I went to school for classical guitar and have minimal piano chops. I can afford to give about 30-60 minutes every morning to the piano. What sorts of exercises would be good to do? I've got kind of a 3-pronged approach: 1) practice technique, 2) apply theory/concepts on piano, and 3) learn repertoire.

Is this a good approach? I notice that when I play stuff in the velocities are all over the place, and I have to fix them by hand. Can anyone recommend a technique exercise for that?

How would one go about applying theory to piano? I'm formally trained as a composer, but getting it out onto a piano is different than what I'm used to. How would I do this?

My main goal would be versatility on the piano so that I'd be able to write and record MIDI as quickly and efficiently as possible.


----------



## passsacaglia (Jul 19, 2017)

Just for a quickie I am thinking of the E-book Music Theory for Computer Musicians, but maybe that won't help you much. Personally I'd like to learn or "know what chord I can play next" harmony wise to spice the chord pattern a little. 

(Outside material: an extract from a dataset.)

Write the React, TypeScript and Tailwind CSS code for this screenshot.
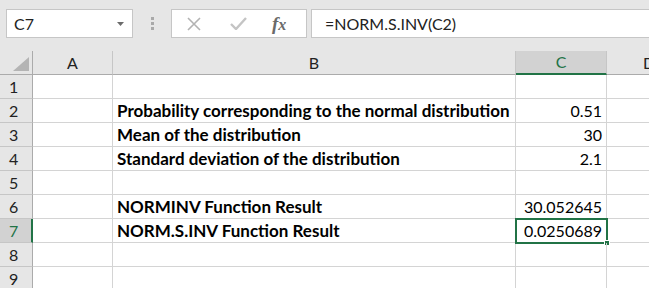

But all major, minor scales of course (music theory) then all the 7th and 9th etc and different scales. That's always a good start!


----------



## bbunker (Jul 19, 2017)

I think any time spent is going to be rewarded, but I'd probably recommend spending a bit more time getting your chops up first. It isn't tough to maintain some degree of technique once it is there, but that technique has to be learned and ingrained first, right? And I'd probably get a teacher - because a lot of what's going to help you the most is having someone sit with you while you play Hanon and nag you with corrections until you internalize those corrections and can self-correct your playing better.

Honestly, scales and arpeggios will you get you a long way here - with a seriously critical ear. Just plowing notes won't help, but a constant attention to tone, touch, balance and color is what you're looking for. And how a teacher can help a lot. Maybe some Hanon to get some passagework together - just ignore any of the directions Hanon gives, because his ideas on technique are pretty dated.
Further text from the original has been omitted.